What to do - Quote, word for word, only the lines running from the line with "Reproduce this table" through the end of the listing. Leave out the pictures.

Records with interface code
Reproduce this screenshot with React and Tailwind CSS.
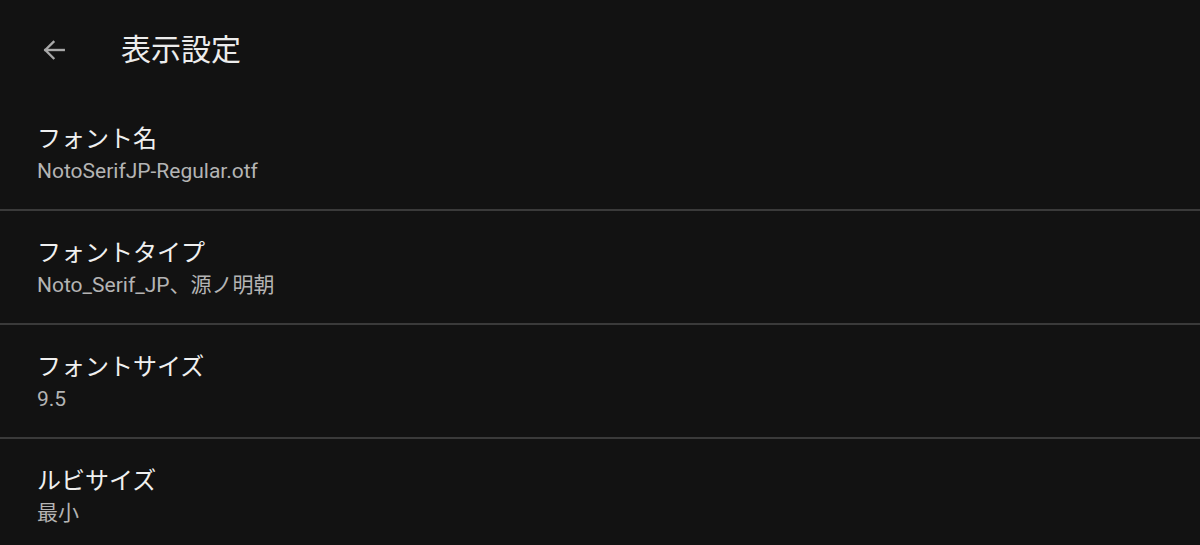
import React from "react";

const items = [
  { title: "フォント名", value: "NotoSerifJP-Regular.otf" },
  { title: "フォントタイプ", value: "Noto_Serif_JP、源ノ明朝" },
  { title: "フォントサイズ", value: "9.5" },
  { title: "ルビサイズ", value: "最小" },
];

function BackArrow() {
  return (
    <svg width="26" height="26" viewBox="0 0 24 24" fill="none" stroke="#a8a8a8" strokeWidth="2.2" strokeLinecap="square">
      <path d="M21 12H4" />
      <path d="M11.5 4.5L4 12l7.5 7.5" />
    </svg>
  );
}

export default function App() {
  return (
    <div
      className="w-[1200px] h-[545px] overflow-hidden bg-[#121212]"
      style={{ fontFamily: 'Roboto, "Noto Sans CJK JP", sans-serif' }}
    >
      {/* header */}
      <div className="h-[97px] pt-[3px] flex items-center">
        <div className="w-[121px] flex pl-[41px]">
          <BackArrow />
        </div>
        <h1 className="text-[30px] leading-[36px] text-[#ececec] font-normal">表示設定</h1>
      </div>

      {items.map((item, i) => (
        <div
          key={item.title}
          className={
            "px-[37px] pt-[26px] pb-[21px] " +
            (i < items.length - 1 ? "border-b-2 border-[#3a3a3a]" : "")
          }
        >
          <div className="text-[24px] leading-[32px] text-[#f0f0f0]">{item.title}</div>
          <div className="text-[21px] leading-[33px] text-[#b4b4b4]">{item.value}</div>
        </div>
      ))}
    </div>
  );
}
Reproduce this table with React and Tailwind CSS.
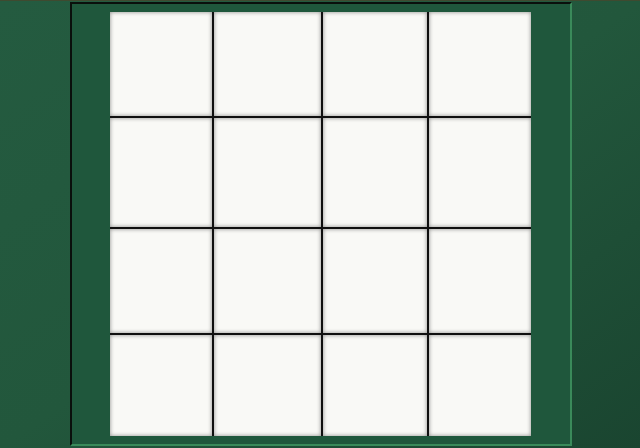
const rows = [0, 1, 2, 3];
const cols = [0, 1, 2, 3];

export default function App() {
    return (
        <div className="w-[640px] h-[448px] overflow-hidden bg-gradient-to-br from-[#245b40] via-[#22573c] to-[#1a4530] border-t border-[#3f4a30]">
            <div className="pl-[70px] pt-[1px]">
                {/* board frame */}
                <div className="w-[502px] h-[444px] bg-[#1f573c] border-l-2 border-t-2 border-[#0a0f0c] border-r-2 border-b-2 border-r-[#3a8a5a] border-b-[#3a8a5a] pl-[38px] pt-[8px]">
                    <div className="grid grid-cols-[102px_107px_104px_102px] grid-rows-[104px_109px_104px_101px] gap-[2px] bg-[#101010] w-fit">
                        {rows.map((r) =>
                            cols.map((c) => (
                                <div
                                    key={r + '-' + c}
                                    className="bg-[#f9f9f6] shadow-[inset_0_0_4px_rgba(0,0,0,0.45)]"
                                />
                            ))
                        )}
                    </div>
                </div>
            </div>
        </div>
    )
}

Response -
Reproduce this table with React and Tailwind CSS.
const rows = [0, 1, 2, 3];
const cols = [0, 1, 2, 3];

export default function App() {
    return (
        <div className="w-[640px] h-[448px] overflow-hidden bg-gradient-to-br from-[#245b40] via-[#22573c] to-[#1a4530] border-t border-[#3f4a30]">
            <div className="pl-[70px] pt-[1px]">
                {/* board frame */}
                <div className="w-[502px] h-[444px] bg-[#1f573c] border-l-2 border-t-2 border-[#0a0f0c] border-r-2 border-b-2 border-r-[#3a8a5a] border-b-[#3a8a5a] pl-[38px] pt-[8px]">
                    <div className="grid grid-cols-[102px_107px_104px_102px] grid-rows-[104px_109px_104px_101px] gap-[2px] bg-[#101010] w-fit">
                        {rows.map((r) =>
                            cols.map((c) => (
                                <div
                                    key={r + '-' + c}
                                    className="bg-[#f9f9f6] shadow-[inset_0_0_4px_rgba(0,0,0,0.45)]"
                                />
                            ))
                        )}
                    </div>
                </div>
            </div>
        </div>
    )
}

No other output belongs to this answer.